Re: [PATCH v2] Add svnrdump

[Date Prev][Date Next][Thread Prev][Thread Next][Date Index][Thread Index]

 



Hi Stefan,

Stefan Sperling writes:
> Review below.

First, thanks for the detailed review! I'll be travelling over the
next few days starting tomorrow, and didn't want to delay the response
to your review: I've marked some items "TODO" so that I can grep for
them when I'm back in India and fix them.

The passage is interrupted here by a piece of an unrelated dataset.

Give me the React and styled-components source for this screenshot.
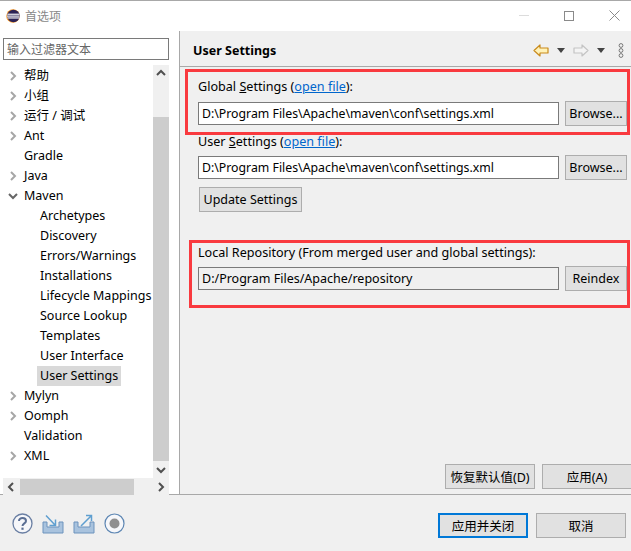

> This diff is needed to build svnrdump as part of svn on Unix:
> 
> Index: build.conf
> ===================================================================
> --- build.conf	(revision 963733)
> +++ build.conf	(working copy)
> @@ -167,6 +167,13 @@ libs = libsvn_wc libsvn_subr apriconv apr
>  install = bin
>  manpages = subversion/svnversion/svnversion.1
>  
> +[svnrdump]
> +description = Subversion remote repository dumper
> +type = exe
> +path = subversion/svnrdump
> +libs = libsvn_client libsvn_ra libvsvn_delta libsvn_subr apr
> +install = bin
> +
>  # Support for GNOME Keyring
>  [libsvn_auth_gnome_keyring]
>  description = Subversion GNOME Keyring Library

Thanks! Now included.

> Can you include the above bit in your diff, please, and create follow-up
> diffs relative to the root of a Subversion trunk working copy? Thanks.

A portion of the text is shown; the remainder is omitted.